Ölüm Adaları

Abone Ol

Dünyadan insan değil, vicdan göçüyor. Daha insanca bir hayat arayışıyla çıkılan ölüm yolculuklarında yüzlerce insan ya ölüyor ya da kayıplara karışıyor.

Yunan güvenlik güçlerinin geri itmesinden kaçmaya çalışan sığınmacıların akıbeti, raporlara tam yansımazken yaşanan felaketler hepimizin gözleri önünde cereyan ediyor.

GİTMEK YA DA ÖLMEK

Teknelerden karaya çıkanlar, Yunanlı yetkililere yakalanma korkusuyla gruptan ayrılarak dağlara kaçmayı seçiyor. Açlık, susuzluk ve can korkusuyla yüzleşen yüzlerce sığınmacı için ölüm, hayallerinin son durağı haline geliyor.

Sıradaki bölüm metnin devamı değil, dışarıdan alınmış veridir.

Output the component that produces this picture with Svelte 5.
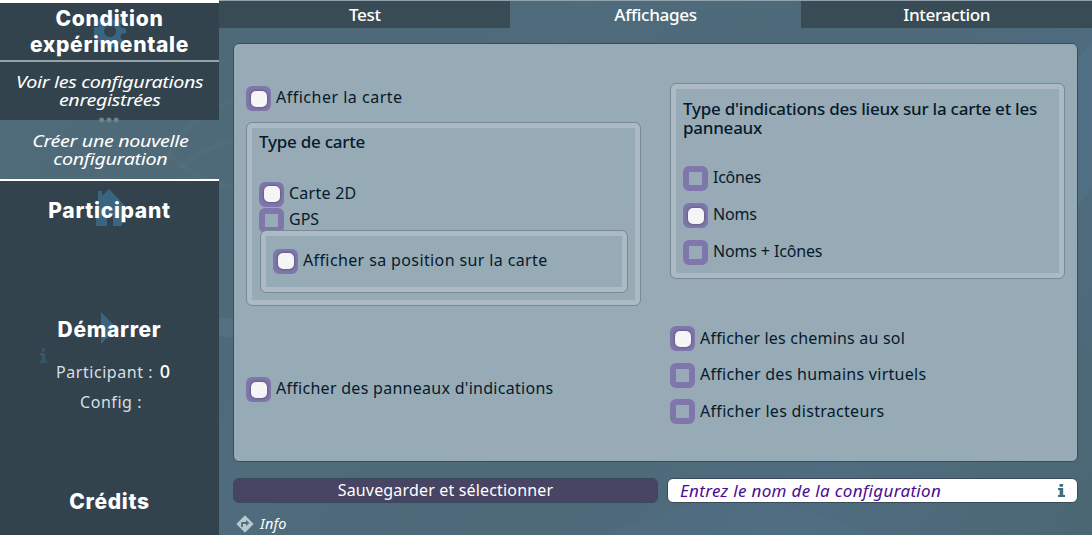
<script>
  const lieux = [
    { label: 'Icônes', on: false, ls: -0.25 },
    { label: 'Noms', on: true, ls: -0.2 },
    { label: 'Noms + Icônes', on: false, ls: -0.15 }
  ];
  const options = [
    { label: 'Afficher les chemins au sol', on: true, ls: 0.2 },
    { label: 'Afficher des humains virtuels', on: false, ls: 0.28 },
    { label: 'Afficher les distracteurs', on: false, ls: 0.3 }
  ];
</script>

{#snippet check(label, on, ls)}
  <div class="check">
    <span class="box" class:on></span>
    <span class="label" style="letter-spacing: {ls}px">{label}</span>
  </div>
{/snippet}

<div class="app">
  <svg class="backdrop" width="1092" height="535" viewBox="0 0 1092 535" fill="none">
    <g stroke="#a9c0cc" stroke-opacity=".035" stroke-width="5">
      <path d="M165 165C175 120 240 85 360 62S620 72 690 112" />
      <path d="M168 150C190 190 280 205 400 182S570 160 610 115" />
      <path d="M180 168C230 120 330 130 420 152S500 230 430 265" />
    </g>
    <path d="M185 332C205 313 270 312 330 335S470 395 640 420C470 400 330 345 185 332z" fill="#a9c0cc" fill-opacity=".08" />
    <path d="M700 500C780 490 840 525 880 535H600Z" fill="#5b7f9b" fill-opacity=".13" />
    <path d="M1092 40C1040 120 920 220 850 290L990 310 1092 190Z" fill="#6f94b5" fill-opacity=".1" />
  </svg>

  <aside>
    <div class="cell head cond">
      <svg class="gear" width="32" height="32" viewBox="0 0 32 32">
        <g fill="#3a6580">
          <circle cx="16" cy="16" r="12" />
          {#each [0, 45, 90, 135] as a}
            <path d="M13.500 0h5l1.500 32h-8z" transform="rotate({a} 16 16)" />
          {/each}
        </g>
        <circle cx="16" cy="16" r="6" fill="#33444e" />
      </svg>
      <span>Condition<br />expérimentale</span>
    </div>
    <div class="cell sub saved"><span>Voir les configurations<br />enregistrées</span></div>
    <div class="cell sub current">
      <svg class="dots" width="20" height="6" viewBox="0 0 20 6" fill="#71818b">
        <circle cx="2.6" cy="3" r="2.5" /><circle cx="10" cy="3" r="2.5" /><circle cx="17.2" cy="3" r="2.5" />
      </svg>
      <span>Créer une nouvelle<br />configuration</span>
    </div>
    <div class="cell head part">
      <svg class="house" width="32" height="39" viewBox="0 0 32 39" fill="#3a6580">
        <path d="M4 3h4v5l7-7 16 17-3 2v18h-9V26h-6v12H2V20l-1-1 3-4z" />
      </svg>
      <span>Participant</span>
    </div>
    <div class="cell head start">
      <svg class="play" width="16" height="32" viewBox="0 0 16 32"><path d="M0 0l16 16L0 32z" fill="#3a6580" /></svg>
      <span>Démarrer</span>
    </div>
    <div class="status">
      <svg class="ghost" width="7" height="15" viewBox="0 0 7 15" fill="#36566a">
        <circle cx="3.6" cy="2" r="1.9" /><path d="M0 5h5.5v7.500H7V15H0v-2.500h1.600V7.500H0z" />
      </svg>
      <div class="line first">Participant : <b>0</b></div>
      <div class="line second">Config :</div>
    </div>
    <div class="cell head credits"><span>Crédits</span></div>
  </aside>

  <main>
    <nav>
      <div class="tab"><span class="wide">Test</span></div>
      <div class="tab active"><span class="wide">Affichages</span></div>
      <div class="tab"><span class="wide">Interaction</span></div>
    </nav>

    <section class="panel">
      <div class="col left">
        {@render check('Afficher la carte', true, 0.5)}
        <div class="frame map">
          <h3><span class="wide">Type de carte</span></h3>
          {@render check('Carte 2D', true, 0.25)}
          {@render check('GPS', false, 0)}
          <div class="frame nested">{@render check('Afficher sa position sur la carte', true, 0.38)}</div>
        </div>
        {@render check("Afficher des panneaux d'indications", true, 0.28)}
      </div>
      <div class="col right">
        <div class="frame places">
          <h3><span class="wide">Type d'indications des lieux sur la carte et les<br />panneaux</span></h3>
          <div class="list">
            {#each lieux as o}{@render check(o.label, o.on, o.ls)}{/each}
          </div>
        </div>
        <div class="list more">
          {#each options as o}{@render check(o.label, o.on, o.ls)}{/each}
        </div>
      </div>
    </section>

    <div class="actions">
      <div class="save">Sauvegarder et sélectionner</div>
      <div class="name">
        <span>Entrez le nom de la configuration</span>
        <svg width="7" height="13" viewBox="0 0 7 13" fill="#426d7e">
          <rect x="1.500" y="0" width="3.600" height="2.800" rx=".6" /><path d="M0 4h5.200v7H7v2H0v-2h1.600V6H0z" />
        </svg>
      </div>
    </div>

    <footer>
      <svg width="18" height="18" viewBox="0 0 18 18">
        <path d="M9 .8L17.200 9 9 17.200.8 9z" fill="#b9c9d2" stroke="#b9c9d2" stroke-linejoin="round" />
        <path d="M6 12V8h5" fill="none" stroke="#526f7d" stroke-width="1.800" /><path d="M10 5l3.500 3-3.500 3z" fill="#526f7d" />
      </svg>
      <span>Info</span>
    </footer>
  </main>
</div>

<style>
  :global(body) { background: #4e6977; overflow: hidden; }
  .app {
    position: relative;
    display: flex;
    width: 1092px;
    height: 535px;
    overflow: hidden;
    font-family: "Noto Sans", "Open Sans", sans-serif;
    font-size: 16px;
    color: #061a2b;
    background: linear-gradient(125deg, #506d7d, #4e6977 18%, #4f6b7c 40%, #4e6978 62%, #4f6c80 80%, #4c6773);
  }
  .backdrop { position: absolute; left: 0; top: 0; }
  aside {
    position: relative;
    flex: none;
    box-sizing: border-box;
    width: 219px;
    height: 535px;
    border-top: 3px solid #fff;
    color: #fff;
    display: flex;
    flex-direction: column;
  }
  .cell {
    position: relative;
    box-sizing: border-box;
    display: flex;
    align-items: center;
    justify-content: center;
    text-align: center;
    background: rgba(50, 66, 75, .97);
    white-space: nowrap;
  }
  .cell > span { position: relative; }
  .cell svg { position: absolute; }
  .head { font: 800 21px/26px Inter, sans-serif; letter-spacing: .7px; }
  .cond { height: 59px; border-bottom: 2px solid #94a2aa; }
  .gear { left: 94px; top: 12px; }
  .sub { font-style: italic; font-size: 17px; line-height: 18px; letter-spacing: -.3px; }
  .saved { height: 58px; }
  .current { height: 61px; background: none; border-bottom: 2px solid #fff; }
  .sub > span { left: .5px; transform: scaleX(1.16); }
  .dots { left: 99px; top: -3px; }
  .part { flex: none; height: 59px; }
  .house { left: 94px; top: 7px; }
  .start { flex: none; height: 119px; padding-top: 60px; }
  .play { left: 101px; top: 72px; }
  .status {
    position: relative;
    box-sizing: border-box;
    height: 111px;
    background: rgba(50, 66, 75, .97);
    color: #d9dfe2;
    line-height: 30px;
    letter-spacing: .55px;
  }
  .ghost { position: absolute; left: 40px; top: -11px; }
  .line { white-space: nowrap; }
  .first { margin-top: -2px; padding-left: 56px; }
  .line b { margin-left: 2px; font: 500 18px/1 "Noto Sans", sans-serif; color: #fff; }
  .second { padding-left: 80px; }
  .credits { flex: 1; padding-bottom: 2px; }
  main { position: relative; flex: 1; min-width: 0; }
  nav { display: grid; grid-template: 27px / 291px 291px 291px; height: 27px; border-top: 1px solid #91a2ac; }
  .tab { display: flex; justify-content: center; line-height: 28px; color: #fff; background: #394b55; }
  .tab .wide { transform: scaleX(1.07); }
  .active { background: none; }
  .wide { display: inline-block; font-weight: 500; letter-spacing: -.3px; white-space: nowrap; }
  .panel {
    box-sizing: border-box;
    display: flex;
    gap: 29px;
    width: 845px;
    height: 419px;
    margin: 15px 0 0 14px;
    padding: 0 12px;
    border: 1px solid #394e59;
    border-radius: 6px;
    background: rgba(162, 180, 191, .87);
  }
  .col { width: 395px; }
  .left { padding-top: 42px; }
  .right { padding-top: 39px; }
  .check { display: flex; align-items: center; height: 25px; gap: 5px; }
  .box {
    flex: none;
    box-sizing: border-box;
    width: 25px;
    height: 25px;
    border: 6px solid #7f76ab;
    border-radius: 6px;
  }
  .box.on { display: grid; place-items: center; background: #7f76ab; }
  .box.on::after { content: ""; width: 16px; height: 16px; margin: -2px; border-radius: 5px; background: #f5f4f7; box-shadow: 0 0 2px 1px #685d87; }
  .label { position: relative; top: -2px; line-height: 24px; white-space: nowrap; }
  .map .label, .more .label { top: -1px; }
  .frame {
    box-sizing: border-box;
    border: 1px solid #788a95;
    border-radius: 6px;
    box-shadow: inset 0 0 0 5px #acbac3;
  }
  h3 { margin: 0; font-size: 17px; font-weight: 500; line-height: 19px; }
  h3 .wide { position: relative; top: -1px; letter-spacing: -.24px; }
  .map { height: 184px; margin-top: 11px; padding: 10px 12px 0 12px; }
  .map h3 { height: 48px; }
  .map .check { height: 26px; }
  .nested { position: relative; width: 368px; height: 63px; margin: -3px 0 0 1px; padding: 17px 12px; }
  .map + .check { margin-top: 71px; }
  .places { height: 196px; padding: 16px 12px; }
  .list { display: grid; gap: 12px; }
  .places .list { margin-top: 28px; }
  .more { margin-top: 47px; gap: 11.7px; }
  .actions { position: relative; display: flex; gap: 9px; margin: 16px 0 0 14px; align-items: center; }
  .save, .name { box-sizing: border-box; border: 1px solid #3b4a58; border-radius: 6px; }
  .save { width: 425px; height: 25px; background: #484463; color: #fff; text-align: center; line-height: 23px; letter-spacing: .17px; }
  .name {
    display: flex;
    align-items: center;
    justify-content: space-between;
    width: 411px;
    height: 25px;
    padding: 0 12px;
    background: #fff;
    color: #4b0b92;
    font-size: 17px;
    font-style: italic;
    line-height: 23px;
    letter-spacing: .33px;
  }
  footer { display: flex; align-items: center; gap: 5px; margin: 12px 0 0 17px; height: 18px; color: #fff; font-size: 14.500px; font-style: italic; }
  footer span { position: relative; left: 1px; top: -1px; letter-spacing: .2px; }
</style>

Ölüm yolculuğunda hayatta kalanlar, yaşadıklarını anlatırken vicdan sahipleri için empati kurmak zorlaşıyor. Geri dönmektense hayatlarını riske atmayı tercih edenlerin şahit oldukları manzara, insanlık utancını körükleyen detaylarla anlatılıyor.

CESETLER TOPLANIYOR

Sığınmacılara kendilerinden başka kimsenin yardım etmediği gibi, Yunanlı yetkililerin ölüme terk ettiği bu insanlar, yakalandıklarında türlü işkencelere maruz kalıyor. Yetkililerin adalara sadece ceset toplamaya geldiklerini anlatıyorlar. Yiyecek ve içecek götürmeye gidenler ise yakalandıklarında, kamplara götürüldüklerini söylüyorlar. Yunan güvenliğinin, kollarını plastik kelepçelerle acı verecek kadar sıkı bağladığı bu insanlar, havasız konteynerlere alınıp Yunanistan ile Türkiye arasındaki adalara bırakılıyor. Ellerinden telefonlarının alındığını anlatan sığınmacılar, can yeleğinden başka bir şeylerinin bırakılmadığını söylüyor. Götürüldükleri metruk adalarda yanlarına ne su ne yiyecek verilen bu insanların; açlık, susuzluk ve yorgunluktan öldükleri de adli tıp raporlarında açıkça kayıtlara geçiyor.

UMURSAMAZLIK TARİHİ

Sivil aktörler, 2020’den bu yana sığınmacıların kaybolmalarında ve ölümlerinde ciddi bir artış yaşandığını ifade ediyorlar. Ancak Yunanlı yetkililer, sivil inisiyatiflerin bu konuda araştırma yapmasının da önüne geçiyor. ‘Ölüm adaları’ olarak anılan adalarda STK varlığı, çok sınırlı tutuluyor. Bu da insanlık dışı uygulamaların ve ölüm vakalarının çoğunu belgesiz ve dolayısıyla kayıtsız bırakıyor.

Yakalandıklarında kendilerine defaatle “Avrupa’da güvendesiniz” diyen Yunan makamları, hesap verebilirlik noktasında da Avrupa’nın göbeğinde umursamazlığın tarihini yazıyor.

SİVİL AKTÖRLERE ENGEL

Yunanistan sınırında imdat çağrıları yapan gayri resmi gönüllüler ise yardım ısrarları karşısında tutuklanmaya kadar varan engellemelerle karşılaşıyor. Eylül 2020’de 30’u aşkın STK ve yöneticisi hakkında soruşturma açıldığı bilgisi kamuoyuna yansımış ve 2021’de bu sivil aktörlerden bazıları tutuklanmıştı. Yunanlı yetkililerin insani yardım gönüllülerine yönelik çıplak arama yaptıkları ve onları yıldırmak için türlü zorluklar çıkardıkları da yine kamuoyu ile paylaşılmıştı.

Hiçbir engellemenin kendilerini vazgeçirmeyeceğini ifade eden STK’lar, insanların geri itilmesini durduramasalar bile kendilerini, bu fiillerin ne sıklıkta yapıldığına ve insanlık dışı muamelelerin kayıtlara geçirilmesine adadıklarını belirtiyorlar.

Yunan ölüm adalarında sadece insanlar değil, insanlık ölüyor. Medeniyet (!) sessiz. Aylan ve Artin bebeklerin yüzleri ise bir utanç levhası olarak önümüzde durmaya devam ediyor.